One of a series of articles we’ll be posting over the coming weeks, reflecting differing opinions as Iran’s revolution reaches its 40th year. As a result, they do not necessarily reflect the views of this website.
By Syed Kashif
Published on Counter Currents, Feb 24, 2019
This February marks 40th anniversary of Iranian Revolution. 1979 Iranian Revolution—having overthrown the last king of Pahlavi dynasty Mohammed Reza Shah Pehlavi—had led to religious establishment. Iran became ‘Islamic Republic of Iran’. A lot is being talked about how ‘Islamic Republic’ has survived and lived a long period of forty years. There is no doubt that post-revolutionary Iran has seen many turbulent days. People of Iran have come on the street several times and expressed their anguish. However, they have not often been categorical in their demand and questioned the legitimacy of the religious establishment. On the other hand, every time, Islamic Republic has stood muscular. What is the reason behind this? The answer lies in the ideology of Islamic Republic of Iran. It has been devised so formidably and derived so prudently (from Shiite Islam) that to question the same one needs to put himself on risk in terms of politics as well as religion. Therefore, let us take this opportunity to understand the nucleus of this ideology and discuss as to how exactly Iran turned into an ‘Islamic Republic’.
The success of Iranian Revolution is largely endowed to the failure of Shah. In mid 1970s there were immense international as well as domestic pressure on the Shah to relax police controls and human rights violations, bring in reform and social justice, allow freedom of expression and individual liberty. 1979 Revolution was, therefore, the greatest movement of Iran for freedom, individual liberty, protection of human rights, accountable and constitutional government, freedom of press and so on.
It was Cold War period when the revolution took place. At that time Iran was a close partner of USA. Although Iran was never formally colonized, it always remained under the influence of colonizers. Iran’s Shah was nothing but the police of West or USA in the region.
The regime had suppressed all sections of society. Apart from censors on freedom and human rights, Shah’s sponsored westernization (sometimes called westoxification) had led the erosion of Iranian culture, weakening of Iranian nationalism and loss of sovereignty. This, consequently, fuelled the popular grievances and therefore popular rage against the regime. Therefore, participation in the movement came from all strata of society. People did not flock under one ideology. Rather, they came from many groups. Ideological and political opponents included remnant members of Mosaddegh’s National Front, Marxist-Leninist groups such as Tudeh Party, Islamic Marxists such as Mojahedine-Khalq Organization, Intellectuals, Bazaris (merchants) or petty bourgeoisie and many others.
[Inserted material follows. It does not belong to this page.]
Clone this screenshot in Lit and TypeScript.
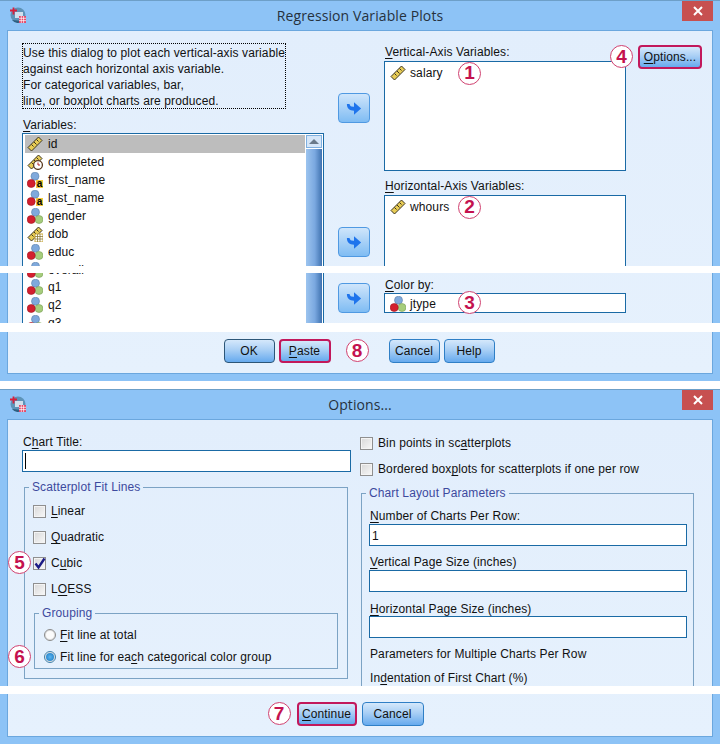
import { LitElement, html, css, svg } from "lit";
import { customElement } from "lit/decorators.js";

const ruler = svg`<g stroke="#3a3320" stroke-width="1"><polygon points="1,11.5 11.5,1 15,4.5 4.5,15" fill="#e8cc55"/><path d="M4.5,8.5l2,2M7,6l2.5,2.5M9.5,3.5l2,2" fill="none"/></g>`;
const scale = (v: unknown) => svg`<svg class="ic" viewBox="0 0 16 16">${ruler}${v}</svg>`;
const icons: Record<string, unknown> = {
  scale: scale(""),
  time: svg`<svg class="ic" viewBox="0 0 16 16">${ruler}<circle cx="11" cy="11" r="4.4" fill="#fff" stroke="#5a3a20" stroke-width="1.3"/><path d="M11,8.5V11H13" stroke="#b02020" fill="none"/></svg>`,
  date: svg`<svg class="ic" viewBox="0 0 16 16">${ruler}<rect x="8" y="8" width="8" height="8" fill="#fff" stroke="#c9a83a"/><path d="M8,10.5h8M8,13h8M10.5,8v8M13,8v8" stroke="#8a7a3a" stroke-width=".8"/></svg>`,
  nominal: svg`<svg class="ic" viewBox="0 0 16 16"><circle cx="8.5" cy="4.2" r="4" fill="#7fa9dc" stroke="#5a7fa8" stroke-width=".6"/><circle cx="12" cy="11.5" r="4" fill="#a6cd7c" stroke="#7a9f58" stroke-width=".6"/><circle cx="4.2" cy="11.5" r="4" fill="#d31f2e" stroke="#a01822" stroke-width=".6"/></svg>`,
  string: svg`<svg class="ic" viewBox="0 0 16 16"><circle cx="8" cy="4.2" r="4" fill="#7fa9dc" stroke="#5a7fa8" stroke-width=".6"/><circle cx="4.2" cy="11.5" r="4" fill="#d31f2e" stroke="#a01822" stroke-width=".6"/><rect x="9" y="8" width="7" height="8" fill="#f3c93c"/><text x="12.5" y="15" font-family="Liberation Sans" font-size="10" font-weight="700" text-anchor="middle" fill="#000">a</text></svg>`,
};

const appIcon = svg`<svg class="app" viewBox="0 0 16 16"><circle cx="8" cy="8" r="7.5" fill="#5d93b8"/><path d="M2,13a7.5,7.5 0 0 0 11,1z" fill="#2f5f80"/><rect x="5" y="5" width="8" height="6" fill="#cfe0ee"/><path d="M3.5,.5V7.5M0,3.5H7" stroke="#d8203c" stroke-width="1.8"/><rect x="9" y="9" width="7" height="7" fill="#e2486a"/><path d="M9,11.3h7M9,13.6h7M11.3,9v7M13.6,9v7" stroke="#fff" stroke-width=".7"/></svg>`;
const arrow = svg`<svg class="arr" viewBox="0 0 18 16"><path d="M1,3 L4,3 C4.5,5.5 5.5,6 9,6 V1 L17,8 L9,15 V10.5 C4,10.5 1,8 1,3z" fill="#1f74ec"/></svg>`;
const checkMark = svg`<svg class="mark" viewBox="0 0 13 13"><path d="M2.5,6.5 L5.5,10.5 L11.5,1.5" stroke="#1c1c86" stroke-width="2.4" fill="none"/></svg>`;

const varRows: [string, string, boolean?][] = [
  ["scale", "id", true], ["time", "completed"], ["string", "first_name"], ["string", "last_name"],
  ["nominal", "gender"], ["date", "dob"], ["nominal", "educ"], ["nominal", "overall"],
];
const laterRows = ["q1", "q2", "q3"];

@customElement("app-root")
export class AppRoot extends LitElement {
  static styles = css`
    :host { display: block; width: 720px; height: 744px; background: #fff; overflow: hidden;
      font: 12px/16px "Liberation Sans", Arial, sans-serif; letter-spacing: .115px; color: #111; }
    * { box-sizing: border-box; }
    u { text-decoration-thickness: 1px; text-underline-offset: 2px; }
    .root { display: flex; flex-direction: column; gap: 8px; }
    .win { position: relative; background: #8dc3f6; border-top: 1px solid #6d9fc8; padding: 0 7px 7px; }
    .bar { height: 29px; display: grid; grid-template-columns: 1fr auto 1fr; }
    .app { width: 16px; height: 16px; margin: 6px 0 0 3px; display: block; }
    .title { font: 14px/30px "Open Sans", sans-serif; letter-spacing: .1px; color: #26323e; }
    .close { justify-self: end; width: 31px; height: 20px; background: #c75050; color: #fff;
      display: flex; align-items: center; justify-content: center; }
    .close svg { width: 10px; height: 10px; }
    .body { border: 1px solid #6ba7de; background: linear-gradient(#e2eefc, #e6f1fd); padding: 0 0 10px 14px; }
    .main1 { height: 300px; padding-top: 12px; display: grid; grid-template-columns: 302px 32px 242px 64px; column-gap: 14px; }
    .arrows { padding-top: 50px; display: flex; flex-direction: column; }
    .col3 { padding-top: 1px; }
    .col4 { margin-left: -2px; padding-top: 2px; }
    .note { width: 264px; height: 66px; border: 1px dotted #000; padding-top: 1px; white-space: nowrap; }
    .lbl { display: block; height: 16px; white-space: nowrap; padding-left: 1px; }
    .gap7 { margin-top: 7px; }
    .gap8 { margin-top: 8px; }
    .list { height: 195px; border: 1px solid #1a6aa5; background: #fff; display: flex; padding: 1px 1px 0 2px; }
    .rows { flex: 1; padding: 0; overflow: hidden; }
    .row { height: 18px; display: flex; align-items: center; padding-left: 2px; gap: 5px; white-space: nowrap; }
    .row.sel { background: #bdbdbd; }
    .row.first-later { margin-top: -1px; }
    .ic { width: 16px; height: 16px; flex: none; display: block; }
    .sb { width: 16px; margin-left: 1px; display: flex; flex-direction: column; gap: 1px; }
    .sb-up { height: 13px; border: 1px solid #7fb0e0; background: #d5e6f8; display: flex; align-items: center; justify-content: center; }
    .sb-up i { width: 0; height: 0; border: 5px solid transparent; border-top: 0; border-bottom: 5px solid #6a7a8a; }
    .sb-th { flex: 1; background: linear-gradient(90deg, #9cc4ef, #7aa8e0 55%, #3f72b0); }
    .box { border: 1px solid #1a6aa5; background: #fff; padding: 2px 0 0 5px; }
    .box1 { height: 110px; margin-top: 1px; }
    .box2 { height: 75px; margin-top: 1px; }
    .box3 { height: 20px; padding-top: 1px; }
    .vname { width: 44px; }
    .item { height: 18px; display: flex; align-items: center; gap: 4px; white-space: nowrap; }
    .item .vname { flex: none; }
    .up3 { margin-top: -3px; }
    .badge { width: 23px; height: 23px; flex: none; border-radius: 50%; border: 1.5px solid #d0406f; background: #fff;
      color: #c4124f; font: 700 19px/20px "Liberation Sans", Arial, sans-serif; letter-spacing: 0; display: flex; align-items: center; justify-content: center; }
    .btn { height: 24px; border: 1px solid #2f7fc6; border-radius: 4px; padding: 0;
      background: linear-gradient(#d5e8fb, #a9cff5 45%, #66aaee); font: inherit; letter-spacing: inherit; color: #111; display: flex; align-items: center; justify-content: center; }
    .btn.def { border-color: #2c5678; }
    .btn.pink { border: 2px solid #c2185b; }
    .w51 { width: 51px; } .w52 { width: 52px; } .w64 { width: 64px; } .w60 { width: 60px; } .w62 { width: 62px; }
    .arrbtn { width: 32px; height: 30px; border: 1px solid #4f99e2; border-radius: 4px; padding: 0;
      background: linear-gradient(#cfe5fb, #7fbcf3); display: flex; align-items: center; justify-content: center; }
    .arr { width: 16px; height: 15px; display: block; }
    .g104 { margin-top: 104px; } .g26 { margin-top: 26px; }
    .badged { position: relative; width: max-content; }
    .badged .badge { position: absolute; top: 0; left: -28px; }
    .badged.b7 .badge { left: -29px; }
    .foot { padding-top: 8px; display: flex; justify-content: center; gap: 4px; padding-right: 16px; }
    .g15 { margin-left: 11px; } .g20 { margin-left: 16px; }
    .foot2 { gap: 5px; padding-right: 14px; }

    .main2 { height: 274px; display: grid; grid-template-columns: 329px 334px; column-gap: 9px; }
    .left2 { padding-top: 14px; }
    .input { height: 22px; border: 1px solid #1a6aa5; background: #fff; padding: 2px 1px; }
    .caret { display: block; width: 1px; height: 16px; background: #000; margin-left: 1px; }
    .val { display: block; line-height: 18px; padding-left: 1px; }
    fieldset { margin: 0; border: 1px solid #7ca3c4; min-inline-size: 0; }
    legend { color: #3d4a9e; padding: 0 3px; white-space: nowrap; line-height: 16px; }
    .fit { margin: 7px 3px 0 2px; padding: 3px 9px 9px 8px; }
    .fit > legend { margin-left: -4px; }
    .grp { margin: 3px 0 0 1px; padding: 3px 8px 0 9px; height: 64px; }
    .grp > legend { margin-left: -5px; }
    .chk { position: relative; height: 26px; display: flex; align-items: center; gap: 5px; white-space: nowrap; }
    .cb { width: 13px; height: 13px; flex: none; border: 1px solid #8f8f8f; background: linear-gradient(135deg, #d8d8d8, #f8f8f8); box-shadow: inset 0 0 0 1px #f4f4f4; }
    .mark { display: block; width: 13px; height: 13px; margin: -1px; }
    .chk .badge { position: absolute; left: -25px; top: 0; margin-top: 1px; }
    .rad { position: relative; height: 22px; display: flex; align-items: center; gap: 4px; white-space: nowrap; }
    .ro { width: 12px; height: 12px; flex: none; border-radius: 50%; border: 1px solid #8a8a8a; background: #fbfbfb; box-shadow: inset 0 0 0 1px #dcdcdc; display: flex; align-items: center; justify-content: center; }
    .ro.on { border-color: #3f7fa8; background: #fff; }
    .ro.on i { width: 8px; height: 8px; border-radius: 50%; background: radial-gradient(#58b4f0, #1c78c0); }
    .rad .badge { position: absolute; left: -36px; top: -1px; }
    .right2 { padding-top: 10px; }
    .layout { margin: 3px 0 0 1px; width: 333px; padding: 7px 6px 7px 7px; }
    .layout > legend { margin-left: -3px; }
    .m7 { margin-top: 7px; } .m8 { margin-top: 8px; }
    .down1 { padding-top: 1px; }
    .band { position: absolute; left: 0; width: 720px; background: #fff; }
    .t1 { top: 265px; height: 7px; } .t2 { top: 322px; height: 9px; } .t3 { top: 296px; height: 8px; }
  `;

  private badge(n: string, cls = "") { return html`<span class="badge ${cls}">${n}</span>`; }

  private bar(title: string) {
    return html`<div class="bar">
      <div>${appIcon}</div>
      <div class="title">${title}</div>
      <div class="close"><svg viewBox="0 0 10 10"><path d="M1,1L9,9M9,1L1,9" stroke="#fff" stroke-width="2"/></svg></div>
    </div>`;
  }

  private check(label: unknown, on = false, badge = "") {
    return html`<div class="chk"><span class="cb">${on ? checkMark : ""}</span><span>${label}</span>${badge ? this.badge(badge) : ""}</div>`;
  }

  render() {
    return html`<div class="root">
      <section class="win">
        ${this.bar("Regression Variable Plots")}
        <div class="body">
          <div class="main1">
            <div>
              <div class="note">Use this dialog to plot each vertical-axis variable<br>against each horizontal axis variable.<br>For categorical variables, bar,<br>line, or boxplot charts are produced.</div>
              <span class="lbl gap8"><u>V</u>ariables:</span>
              <div class="list">
                <div class="rows">
                  ${varRows.map(([i, n, s]) => html`<div class="row ${s ? "sel" : ""}">${icons[i]}<span>${n}</span></div>`)}
                  ${laterRows.map((n, k) => html`<div class="row ${k === 0 ? "first-later" : ""}">${icons.nominal}<span>${n}</span></div>`)}
                </div>
                <div class="sb"><div class="sb-up"><i></i></div><div class="sb-th"></div></div>
              </div>
            </div>
            <div class="arrows">
              <button class="arrbtn">${arrow}</button>
              <button class="arrbtn g104">${arrow}</button>
              <button class="arrbtn g26">${arrow}</button>
            </div>
            <div class="col3">
              <span class="lbl"><u>V</u>ertical-Axis Variables:</span>
              <div class="box box1"><div class="item">${icons.scale}<span class="vname">salary</span>${this.badge("1")}</div></div>
              <span class="lbl gap7"><u>H</u>orizontal-Axis Variables:</span>
              <div class="box box2"><div class="item">${icons.scale}<span class="vname">whours</span>${this.badge("2")}</div></div>
              <span class="lbl gap7"><u>C</u>olor by:</span>
              <div class="box box3"><div class="item">${icons.nominal}<span class="vname">jtype</span>${this.badge("3", "up3")}</div></div>
            </div>
            <div class="col4">
              <div class="badged">${this.badge("4")}<button class="btn pink w64"><span><u>O</u>ptions...</span></button></div>
            </div>
          </div>
          <div class="foot">
            <button class="btn def w51">OK</button>
            <button class="btn pink w52"><span><u>P</u>aste</span></button>
            <span class="g15">${this.badge("8")}</span>
            <button class="btn w51 g20">Cancel</button>
            <button class="btn w51">Help</button>
          </div>
        </div>
        <div class="band t1"></div>
        <div class="band t2"></div>
      </section>

      <section class="win">
        ${this.bar("Options...")}
        <div class="body">
          <div class="main2">
            <div class="left2">
              <span class="lbl">C<u>h</u>art Title:</span>
              <div class="input"><span class="caret"></span></div>
              <fieldset class="fit">
                <legend>Scatterplot Fit Lines</legend>
                ${this.check(html`<u>L</u>inear`)}
                ${this.check(html`<u>Q</u>uadratic`)}
                ${this.check(html`C<u>u</u>bic`, true, "5")}
                ${this.check(html`L<u>O</u>ESS`)}
                <fieldset class="grp">
                  <legend>Grouping</legend>
                  <div class="rad"><span class="ro"></span><span><u>F</u>it line at total</span></div>
                  <div class="rad"><span class="ro on"><i></i></span><span>Fit line for ea<u>c</u>h categorical color group</span>${this.badge("6")}</div>
                </fieldset>
              </fieldset>
            </div>
            <div class="right2">
              ${this.check(html`Bin points in sc<u>a</u>tterplots`)}
              ${this.check(html`Bordered box<u>p</u>lots for scatterplots if one per row`)}
              <fieldset class="layout">
                <legend>Chart Layout Parameters</legend>
                <span class="lbl"><u>N</u>umber of Charts Per Row:</span>
                <div class="input"><span class="val">1</span></div>
                <span class="lbl m8"><u>V</u>ertical Page Size (inches)</span>
                <div class="input"></div>
                <span class="lbl m8 down1"><u>H</u>orizontal Page Size (inches)</span>
                <div class="input"></div>
                <span class="lbl m8">Parameters for Multiple Charts Per Row</span>
                <span class="lbl m8">In<u>d</u>entation of First Chart (%)</span>
              </fieldset>
            </div>
          </div>
          <div class="foot foot2">
            <div class="badged b7">${this.badge("7")}<button class="btn pink w60"><span><u>C</u>ontinue</span></button></div>
            <button class="btn w62">Cancel</button>
          </div>
        </div>
        <div class="band t3"></div>
      </section>
    </div>`;
  }
}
Hence, the question which is to be asked here is that how the revolution eventually went into the hands of ulema. How the clergy class became leaders of the revolution. And, how Iran turned into an ‘Islamic Republic’.
This is pertinent to mention here that Pahlavi dynasty, like previous regimes, had also embraced Shia Islam as its state religion. However, it did not allow it to emerge as a center of power. The Shah never co-opted clergy class. Thus Shah’s continuous efforts to erode the power base of the Shiite establishment (which had always been co-opted in previous regimes and enjoyed enormous power in the society) caused widespread disquiet among clerics and ultimately resulted into the rise of Neo-fundamentalist School of Thought (which believes that ulema are not to sit idle and just supervise the society, they are rather to be the executors of the Islamic ordinances and therefore required to be in politics) led by Imam Khomeini. Hence, ulema also stood against Shah and participated in the revolution very actively. Rather, they succeeded in becoming the leaders when the revolution was on peak.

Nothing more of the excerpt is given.